| Exercise prompt |
In the material below, please retype the lines from the very first through the one with "const rowTone: Record<Tone, string>", exactly and without pictures.

| Data segment |
## START
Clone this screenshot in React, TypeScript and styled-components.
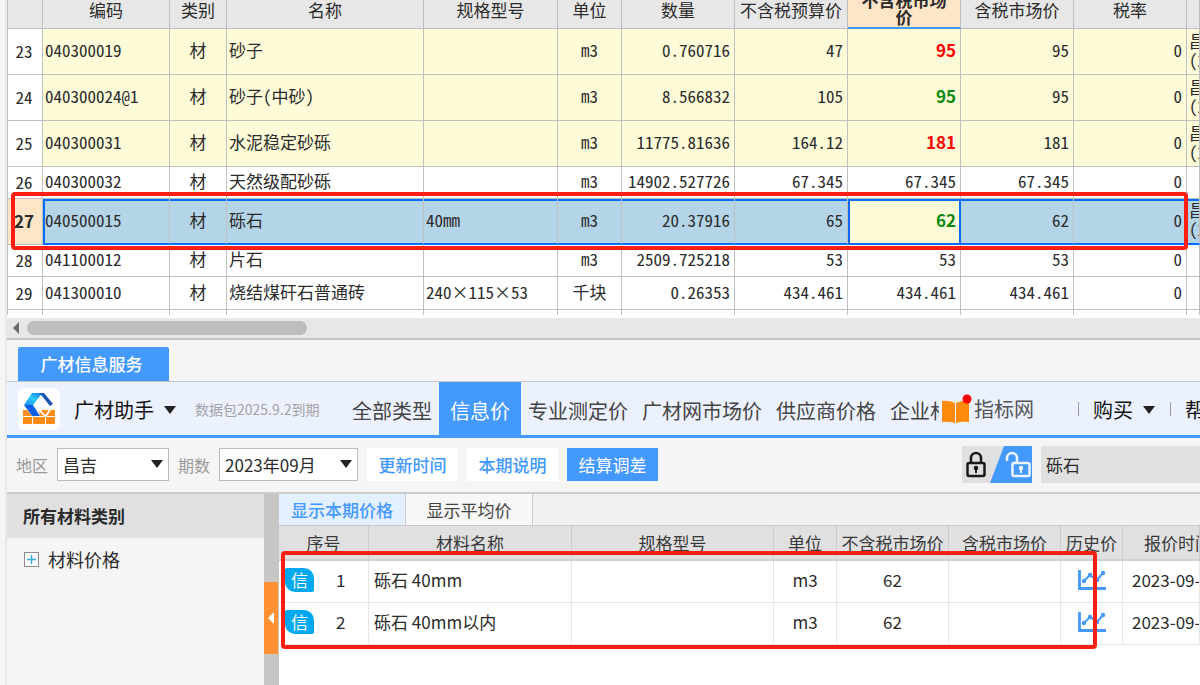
import React from 'react';
import styled, { createGlobalStyle, css } from 'styled-components';

const blue = '#4499ff';
const focus = '#0a6cff';
const grid = '#c0c0c0';

const GlobalStyle = createGlobalStyle`
  *, *::before, *::after { box-sizing: border-box; }
  body {
    margin: 0;
    background: #f5f5f5;
    color: #2b2b2b;
    font: 17px/20px "Noto Sans CJK SC", sans-serif;
    overflow: hidden;
  }
  button, input, select { font: inherit; color: inherit; border: 0; padding: 0; margin: 0; border-radius: 0; }
  button { cursor: pointer; background: none; white-space: nowrap; }
`;

const Window = styled.div`
  display: flex;
  flex-direction: column;
  min-height: 100vh;
  border-left: 5px solid #f5f5f5;
  box-shadow: inset 2px 0 #e9e9e9;
  padding-left: 2px;
  overflow: hidden;
`;

/* ---------- Quantity sheet ---------- */

const Sheet = styled.section`
  position: relative;
  overflow: hidden;
  background: #fff;
  padding-bottom: 3px;
`;

const SheetTable = styled.table`
  width: 100%;
  margin-top: -9px;
  table-layout: fixed;
  border-collapse: separate;
  border-spacing: 0;
  border-left: 1px solid ${grid};
  line-height: 19px;
  font-feature-settings: "hwid";
`;

const Col = styled.col<{ $w?: number }>`
  width: ${(p) => (p.$w ? `${p.$w}px` : 'auto')};
`;

const SheetHead = styled.th<{ $active?: boolean }>`
  height: 38px;
  padding: 0 0 1px;
  overflow: hidden;
  font-weight: 400;
  line-height: 17px;
  background: #e7e7e7;
  border-right: 1px solid ${grid};
  border-bottom: 1px solid ${grid};
  ${(p) =>
    p.$active &&
    css`
      font-weight: 700;
      background: #ffe5c8;
      border-bottom: 2px solid ${blue};
      padding: 0 10px 2px;
    `}
`;

type Tone = 'plain' | 'tinted' | 'selected';
const rowTone: Record<Tone, string> = { plain: '#fff', tinted: '#fefbd8', selected: '#b4d4e7' };

const SheetRow = styled.tr<{ $h: number; $tone: Tone }>`
  & > * {
    height: ${(p) => p.$h}px;
    background: ${(p) => rowTone[p.$tone]};
  }
  ${(p) =>
    p.$tone === 'selected' &&
    css`
      && > td {
        border-bottom: 2px solid ${focus};
        box-shadow: inset 0 2px ${focus};
      }
    `}
`;

const cellBase = css`
  padding: 0 4px 4px 2px;
  overflow: hidden;
  white-space: nowrap;
  border-right: 1px solid ${grid};
  border-bottom: 1px solid ${grid};
`;

const SheetCell = styled.td<{ $align?: 'left' | 'center' | 'right'; $first?: boolean }>`
  ${cellBase}
  text-align: ${(p) => p.$align ?? 'left'};
  ${(p) => p.$first && css`border-left: 2px solid ${focus}; padding-left: 0;`}
`;

const CenterCell = styled(SheetCell)`
  padding: 0 2px 4px;
  text-align: center;
`;

const RowNumber = styled.th<{ $active: boolean }>`
  ${cellBase}
  padding: 0 2px 2px 0;
  font-weight: 400;
  && { background: #fff; }
  ${(p) =>
    p.$active &&
    css`
      font-weight: 700;
      font-feature-settings: normal;
      && { background: #ffe5c8; }
    `}
`;

const PriceCell = styled(SheetCell)<{ $color?: string; $editing?: boolean }>`
  ${(p) =>
    p.$color &&
    css`
      color: ${p.$color};
      font-weight: 700;
      font-feature-settings: normal;
    `}
  ${(p) =>
    p.$editing &&
    css`
      &&& {
        background: #fefbd8;
        box-shadow: inset 2px 2px ${focus}, inset -1px 0 ${focus};
        border-right-color: ${focus};
      }
    `}
`;

const BlankCell = styled.td`
  height: 5px;
  padding: 0;
  border-right: 1px solid ${grid};
`;

const FullWidth = styled.span`
  display: inline-block;
  width: 17px;
  text-align: center;
`;

const Marker = styled.div`
  position: absolute;
  border: 4px solid #ff1f12;
  border-radius: 4px;
  pointer-events: none;
`;

const SheetMarker = styled(Marker)`
  left: 4px;
  right: 12px;
  top: 192px;
  height: 58px;
`;

const ScrollTrack = styled.div`
  display: flex;
  align-items: center;
  gap: 7px;
  height: 22px;
  padding-left: 5px;
  background: #e7e7e7;
  border-bottom: 2px solid #c3c3c3;
`;

const ScrollThumb = styled.div`
  width: 280px;
  height: 14px;
  border-radius: 7px;
  background: #bdbdbd;
`;

/* ---------- Info service panel ---------- */

const PanelTabs = styled.div`
  display: flex;
  align-items: flex-end;
  height: 42px;
  padding-left: 11px;
  border-bottom: 1px solid #c3c5cc;
`;

const PanelTab = styled.button`
  width: 151px;
  height: 34px;
  padding-right: 4px;
  border-radius: 2px 2px 0 0;
  background: ${blue};
  color: #fff;
  font-weight: 500;
`;

const NavBar = styled.header`
  display: flex;
  align-items: center;
  height: 56px;
  padding-left: 11px;
  background: #ecf1ff;
  border-bottom: 3px solid ${blue};
  font-size: 20px;
  white-space: nowrap;
  overflow: hidden;
`;

const LogoBox = styled.span`
  display: flex;
  flex: none;
  align-items: center;
  justify-content: center;
  width: 42px;
  height: 42px;
  border-radius: 6px;
  background: #fff;
`;

const MenuButton = styled.button`
  display: flex;
  flex: none;
  align-items: center;
  gap: 10px;
  margin-left: 14px;
  padding-top: 2px;
  color: #111;
`;

const Expiry = styled.span`
  flex: none;
  width: 150px;
  margin-left: 19px;
  font-size: 14px;
  color: #a3a3a6;
`;

const NavTabs = styled.nav`
  display: flex;
  flex: none;
  align-self: stretch;
  width: 594px;
  margin-right: 2px;
  overflow: hidden;
`;

const NavTab = styled.button<{ $active?: boolean }>`
  flex: none;
  padding: 4px ${(p) => (p.$active ? 11 : 7)}px 0;
  color: #444;
  ${(p) => p.$active && css`background: ${blue}; color: #fff;`}
`;

const IndexLink = styled.a`
  display: flex;
  flex: none;
  align-items: center;
  gap: 2px;
  color: #555;
  text-decoration: none;
`;

const NavEnd = styled.div`
  display: flex;
  flex: none;
  align-items: center;
  margin-left: 44px;
`;

const Divider = styled.span`
  width: 1px;
  height: 14px;
  background: #999;

  &:not(:first-child) { margin-left: 15px; }
`;

const Toolbar = styled.div`
  display: flex;
  align-items: center;
  height: 56px;
  padding: 0 0 1px 9px;
  gap: 9px;
  border-bottom: 2px solid #cbcbcb;
  white-space: nowrap;
`;

const FieldLabel = styled.label`
  flex: none;
  font-size: 16px;
  color: #999;
`;

const SelectWrap = styled.span<{ $w: number }>`
  position: relative;
  flex: none;
  width: ${(p) => p.$w}px;

  svg {
    position: absolute;
    right: 6px;
    top: 12px;
    pointer-events: none;
  }
`;

const Select = styled.select`
  appearance: none;
  display: block;
  width: 100%;
  height: 33px;
  padding-left: 5px;
  border: 1px solid #bcbcbc;
  background: #fff;
`;

const ToolButton = styled.button<{ $primary?: boolean }>`
  flex: none;
  width: 91px;
  height: 33px;
  background: ${(p) => (p.$primary ? blue : '#fff')};
  color: ${(p) => (p.$primary ? '#fff' : blue)};
  font-weight: ${(p) => (p.$primary ? 400 : 500)};
`;

const LockSwitch = styled.button`
  flex: none;
  width: 70px;
  height: 37px;
  margin-left: auto;
  background: #e0e0e0;

  svg { display: block; }
`;

const Search = styled.input`
  flex: none;
  width: 159px;
  height: 37px;
  padding-left: 5px;
  background: #e0e0e0;
`;

const Body = styled.div`
  display: flex;
  flex: 1;
`;

const Sidebar = styled.aside`
  flex: none;
  width: 257px;
`;

const SidebarTitle = styled.h2`
  margin: 0;
  padding: 12px 16px;
  font-size: 17px;
  line-height: 20px;
  background: #e0e0e0;
`;

const TreeItem = styled.button`
  display: flex;
  align-items: center;
  gap: 9px;
  padding: 11px 17px;
  font-size: 18px;
`;

const Splitter = styled.div`
  flex: none;
  width: 15px;
  padding-top: 88px;
  background: #c8c6c5;
`;

const Collapse = styled.button`
  display: flex;
  align-items: center;
  justify-content: center;
  width: 14px;
  height: 72px;
  background: #ff9133;
`;

const Content = styled.main`
  position: relative;
  flex: 1;
  min-width: 0;
  overflow: hidden;
  background: #fff;
`;

const ViewTabs = styled.div`
  display: flex;
  height: 32px;
  background: #f1f1f1;
  border-bottom: 1px solid #cbcbcb;
`;

const ViewTab = styled.button<{ $active?: boolean }>`
  width: 127px;
  border-right: 1px solid #cbcbcb;
  background: ${(p) => (p.$active ? '#e3f0ff' : '#f7f7f7')};
  color: ${(p) => (p.$active ? blue : '#444')};
  font-weight: ${(p) => (p.$active ? 500 : 400)};
`;

const PriceTable = styled.table`
  width: 100%;
  table-layout: fixed;
  border-collapse: separate;
  border-spacing: 0;
  white-space: nowrap;
`;

const PriceHead = styled.th<{ $indent?: boolean }>`
  height: 35px;
  padding: 0;
  font-weight: 400;
  background: #e0e0e0;
  color: #3a3a3a;
  border-right: 1px solid #cbcbcb;
  border-bottom: 2px solid #cfcfcf;
  ${(p) => p.$indent && css`text-align: left; padding-left: 21px; overflow: hidden;`}
`;

const PriceData = styled.td<{ $left?: boolean; $pad?: number }>`
  height: 42px;
  padding: 0 0 3px ${(p) => p.$pad ?? 0}px;
  overflow: hidden;
  text-align: ${(p) => (p.$left ? 'left' : 'center')};
  border-right: 1px solid #e6e6e6;
  border-bottom: 1px solid #e6e6e6;
`;

const Ordinal = styled.span`
  display: flex;
  align-items: center;
  gap: 22px;
`;

const Badge = styled.span`
  width: 29px;
  height: 24px;
  border-radius: 2px 10px 2px 10px;
  background: #00a8f0;
  color: #fff;
  line-height: 24px;
  text-align: center;
`;

const IconButton = styled.button`
  display: block;
  margin: 0 auto;

  svg { display: block; }
`;

const PriceMarker = styled(Marker)`
  left: 2px;
  top: 57px;
  width: 816px;
  height: 98px;
`;

/* ---------- Drawings ---------- */

const Caret = () => (
  <svg width="12" height="8" viewBox="0 0 12 8" aria-hidden="true">
    <path d="M0 0h12L6 8z" fill="#222" />
  </svg>
);

const Logo = () => (
  <svg width="34" height="34" viewBox="0 0 34 34" aria-hidden="true">
    <defs>
      <linearGradient id="face" x1="0" y1="1" x2="1" y2="0">
        <stop offset="0" stopColor="#1a8df5" />
        <stop offset="0.5" stopColor="#2ccbf8" />
        <stop offset="1" stopColor="#1263dc" />
      </linearGradient>
    </defs>
    <g fill="#ff8a14">
      <path d="M1 18h4l5 6H1z" />
      <path d="M1 25h9v7H1zM11 25h12v7H11zM24 25h9v7h-9z" />
      <path d="M19 18h8l-4 5z" />
      <path d="M29 18h4v6h-8z" />
      <path d="M17 19l5 5h-4z" />
    </g>
    <path d="M10 1h12l-4 3-7 9H2z" fill="url(#face)" />
    <path d="M2 13h9l7 11h-8z" fill="#0f5fe4" />
    <path d="M18 1h4l9 11-3 2-8-10z" fill="#1a52b4" />
  </svg>
);

const Book = () => (
  <svg width="31" height="32" viewBox="0 0 31 32" aria-hidden="true">
    <path d="M1 8q7-1 13 2v20q-6-2-13-1zM15 10q6-3 13-2v21q-7-1-13 1z" fill="#ff8a0c" />
    <circle cx="26" cy="6" r="4.500" fill="#ff0000" />
  </svg>
);

const Locks = () => (
  <svg width="70" height="37" viewBox="0 0 70 37" aria-hidden="true">
    <path d="M42 0h28v37H28z" fill={blue} />
    <g fill="none" strokeWidth="2.500">
      <rect x="5.500" y="17" width="17" height="13" rx="1.500" stroke="#1a1a1a" />
      <path d="M9 17v-5a5 5 0 0 1 10 0v5" stroke="#1a1a1a" />
      <rect x="50.500" y="17" width="17" height="13" rx="1.500" stroke="#eaf4ff" />
      <path d="M45 15v-3a5 5 0 0 1 10 0v5" stroke="#eaf4ff" />
    </g>
    <g fill="#1a1a1a">
      <circle cx="14" cy="22" r="2.300" />
      <path d="M13 22h2v5h-2z" />
    </g>
    <g fill="#eaf4ff">
      <circle cx="59" cy="22" r="2.300" />
      <path d="M58 22h2v5h-2z" />
    </g>
  </svg>
);

const Trend = () => (
  <svg width="28" height="20" viewBox="0 0 28 20" aria-hidden="true">
    <path d="M1.500 0v18.500H28" fill="none" stroke={blue} strokeWidth="2.800" />
    <path d="M6 11l6-6 7 5 6-7" fill="none" stroke={blue} strokeWidth="2" />
    <g fill={blue}>
      <circle cx="6" cy="11" r="2.200" />
      <circle cx="12" cy="5" r="2.200" />
      <circle cx="19" cy="10" r="2.200" />
      <circle cx="25" cy="3" r="2.200" />
    </g>
  </svg>
);

const Plus = () => (
  <svg width="15" height="15" viewBox="0 0 15 15" aria-hidden="true">
    <rect x="0.500" y="0.500" width="14" height="14" fill="#fafafa" stroke="#8c8c8c" />
    <path d="M3 7.500h9M7.500 3v9" stroke="#35aee2" strokeWidth="1.400" />
  </svg>
);

/* ---------- Data ---------- */

type Item = {
  no: number;
  code: string;
  name: string;
  spec?: string;
  unit: string;
  qty: string;
  budget: string;
  market: string;
  taxed: string;
  color?: string;
  source?: boolean;
  h: number;
  tone: Tone;
};

const red = '#ff0000';
const green = '#0a8a0a';

const items: Item[] = [
  { no: 23, code: '040300019', name: '砂子', unit: 'm3', qty: '0.760716', budget: '47', market: '95', taxed: '95', color: red, source: true, h: 46, tone: 'tinted' },
  { no: 24, code: '040300024@1', name: '砂子(中砂)', unit: 'm3', qty: '8.566832', budget: '105', market: '95', taxed: '95', color: green, source: true, h: 46, tone: 'tinted' },
  { no: 25, code: '040300031', name: '水泥稳定砂砾', unit: 'm3', qty: '11775.81636', budget: '164.12', market: '181', taxed: '181', color: red, source: true, h: 46, tone: 'tinted' },
  { no: 26, code: '040300032', name: '天然级配砂砾', unit: 'm3', qty: '14902.527726', budget: '67.345', market: '67.345', taxed: '67.345', h: 32, tone: 'plain' },
  { no: 27, code: '040500015', name: '砾石', spec: '40mm', unit: 'm3', qty: '20.37916', budget: '65', market: '62', taxed: '62', color: green, source: true, h: 46, tone: 'selected' },
  { no: 28, code: '041100012', name: '片石', unit: 'm3', qty: '2509.725218', budget: '53', market: '53', taxed: '53', h: 32, tone: 'plain' },
  { no: 29, code: '041300010', name: '烧结煤矸石普通砖', spec: '240×115×53', unit: '千块', qty: '0.26353', budget: '434.461', market: '434.461', taxed: '434.461', h: 33, tone: 'plain' },
];

const sheetCols = [35, 127, 57, 197, 134, 64, 113, 113, 113, 113, 113];
const sheetHeads = ['', '编码', '类别', '名称', '规格型号', '单位', '数量', '不含税预算价', '不含税市场价', '含税市场价', '税率', ''];

const priceCols = [90, 203, 202, 63, 112, 112, 62];
const priceHeads = ['序号', '材料名称', '规格型号', '单位', '不含税市场价', '含税市场价', '历史价', '报价时间'];
const prices = [
  { no: 1, name: '砾石 40mm' },
  { no: 2, name: '砾石 40mm以内' },
];

const Spec = ({ text }: { text: string }) => (
  <>
    {text.split('×').map((part, i) => (
      <React.Fragment key={i}>
        {i > 0 && <FullWidth>×</FullWidth>}
        {part}
      </React.Fragment>
    ))}
  </>
);

export default function App() {
  return (
    <Window>
      <GlobalStyle />
      <Sheet>
        <SheetTable>
          <colgroup>
            {sheetCols.map((w, i) => <Col key={i} $w={w} />)}
            <Col />
          </colgroup>
          <thead>
            <tr>
              {sheetHeads.map((h, i) => <SheetHead key={i} $active={i === 8}>{h}</SheetHead>)}
            </tr>
          </thead>
          <tbody>
            {items.map((it) => {
              const selected = it.tone === 'selected';
              return (
                <SheetRow key={it.no} $h={it.h} $tone={it.tone}>
                  <RowNumber $active={selected}>{it.no}</RowNumber>
                  <SheetCell $first={selected}>{it.code}</SheetCell>
                  <CenterCell>材</CenterCell>
                  <SheetCell>{it.name}</SheetCell>
                  <SheetCell>{it.spec && <Spec text={it.spec} />}</SheetCell>
                  <CenterCell>{it.unit}</CenterCell>
                  <SheetCell $align="right">{it.qty}</SheetCell>
                  <SheetCell $align="right">{it.budget}</SheetCell>
                  <PriceCell $align="right" $color={it.color} $editing={selected}>{it.market}</PriceCell>
                  <SheetCell $align="right">{it.taxed}</SheetCell>
                  <SheetCell $align="right">0</SheetCell>
                  <SheetCell>{it.source && <>昌吉<br />(2023</>}</SheetCell>
                </SheetRow>
              );
            })}
            <tr>
              {sheetHeads.map((_, i) => <BlankCell key={i} />)}
            </tr>
          </tbody>
        </SheetTable>
        <SheetMarker />
      </Sheet>
      <ScrollTrack>
        <svg width="8" height="12" viewBox="0 0 8 12" aria-hidden="true">
          <path d="M7 0v12L1 6z" fill="#6b6b76" />
        </svg>
        <ScrollThumb />
      </ScrollTrack>

      <PanelTabs>
        <PanelTab>广材信息服务</PanelTab>
      </PanelTabs>
      <NavBar>
        <LogoBox><Logo /></LogoBox>
        <MenuButton>广材助手 <Caret /></MenuButton>
        <Expiry>数据包2025.9.2到期</Expiry>
        <NavTabs>
          <NavTab>全部类型</NavTab>
          <NavTab $active>信息价</NavTab>
          <NavTab>专业测定价</NavTab>
          <NavTab>广材网市场价</NavTab>
          <NavTab>供应商价格</NavTab>
          <NavTab>企业材</NavTab>
        </NavTabs>
        <IndexLink href="#index"><Book />指标网</IndexLink>
        <NavEnd>
          <Divider />
          <MenuButton>购买 <Caret /></MenuButton>
          <Divider />
          <MenuButton>帮</MenuButton>
        </NavEnd>
      </NavBar>
      <Toolbar>
        <FieldLabel htmlFor="region">地区</FieldLabel>
        <SelectWrap $w={112}>
          <Select id="region" defaultValue="昌吉"><option>昌吉</option></Select>
          <Caret />
        </SelectWrap>
        <FieldLabel htmlFor="period">期数</FieldLabel>
        <SelectWrap $w={139}>
          <Select id="period" defaultValue="2023年09月"><option>2023年09月</option></Select>
          <Caret />
        </SelectWrap>
        <ToolButton>更新时间</ToolButton>
        <ToolButton>本期说明</ToolButton>
        <ToolButton $primary>结算调差</ToolButton>
        <LockSwitch aria-label="锁定"><Locks /></LockSwitch>
        <Search aria-label="搜索" defaultValue="砾石" />
      </Toolbar>
      <Body>
        <Sidebar>
          <SidebarTitle>所有材料类别</SidebarTitle>
          <TreeItem><Plus />材料价格</TreeItem>
        </Sidebar>
        <Splitter>
          <Collapse aria-label="收起">
            <svg width="7" height="12" viewBox="0 0 7 12" aria-hidden="true">
              <path d="M6 0v12L0 6z" fill="#fff" />
            </svg>
          </Collapse>
        </Splitter>
        <Content>
          <ViewTabs>
            <ViewTab $active>显示本期价格</ViewTab>
            <ViewTab>显示平均价</ViewTab>
          </ViewTabs>
          <PriceTable>
            <colgroup>
              {priceCols.map((w, i) => <Col key={i} $w={w} />)}
              <Col />
            </colgroup>
            <thead>
              <tr>
                {priceHeads.map((h, i) => <PriceHead key={h} $indent={i === 7}>{h}</PriceHead>)}
              </tr>
            </thead>
            <tbody>
              {prices.map((p) => (
                <tr key={p.no}>
                  <PriceData $left $pad={6}><Ordinal><Badge>信</Badge>{p.no}</Ordinal></PriceData>
                  <PriceData $left $pad={5}>{p.name}</PriceData>
                  <PriceData />
                  <PriceData>m3</PriceData>
                  <PriceData>62</PriceData>
                  <PriceData />
                  <PriceData><IconButton aria-label="历史价"><Trend /></IconButton></PriceData>
                  <PriceData $left $pad={9}>2023-09-</PriceData>
                </tr>
              ))}
            </tbody>
          </PriceTable>
          <PriceMarker />
        </Content>
      </Body>
    </Window>
  );
}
## END
| Solution |
Clone this screenshot in React, TypeScript and styled-components.
import React from 'react';
import styled, { createGlobalStyle, css } from 'styled-components';

const blue = '#4499ff';
const focus = '#0a6cff';
const grid = '#c0c0c0';

const GlobalStyle = createGlobalStyle`
  *, *::before, *::after { box-sizing: border-box; }
  body {
    margin: 0;
    background: #f5f5f5;
    color: #2b2b2b;
    font: 17px/20px "Noto Sans CJK SC", sans-serif;
    overflow: hidden;
  }
  button, input, select { font: inherit; color: inherit; border: 0; padding: 0; margin: 0; border-radius: 0; }
  button { cursor: pointer; background: none; white-space: nowrap; }
`;

const Window = styled.div`
  display: flex;
  flex-direction: column;
  min-height: 100vh;
  border-left: 5px solid #f5f5f5;
  box-shadow: inset 2px 0 #e9e9e9;
  padding-left: 2px;
  overflow: hidden;
`;

/* ---------- Quantity sheet ---------- */

const Sheet = styled.section`
  position: relative;
  overflow: hidden;
  background: #fff;
  padding-bottom: 3px;
`;

const SheetTable = styled.table`
  width: 100%;
  margin-top: -9px;
  table-layout: fixed;
  border-collapse: separate;
  border-spacing: 0;
  border-left: 1px solid ${grid};
  line-height: 19px;
  font-feature-settings: "hwid";
`;

const Col = styled.col<{ $w?: number }>`
  width: ${(p) => (p.$w ? `${p.$w}px` : 'auto')};
`;

const SheetHead = styled.th<{ $active?: boolean }>`
  height: 38px;
  padding: 0 0 1px;
  overflow: hidden;
  font-weight: 400;
  line-height: 17px;
  background: #e7e7e7;
  border-right: 1px solid ${grid};
  border-bottom: 1px solid ${grid};
  ${(p) =>
    p.$active &&
    css`
      font-weight: 700;
      background: #ffe5c8;
      border-bottom: 2px solid ${blue};
      padding: 0 10px 2px;
    `}
`;

type Tone = 'plain' | 'tinted' | 'selected';
const rowTone: Record<Tone, string> = { plain: '#fff', tinted: '#fefbd8', selected: '#b4d4e7' };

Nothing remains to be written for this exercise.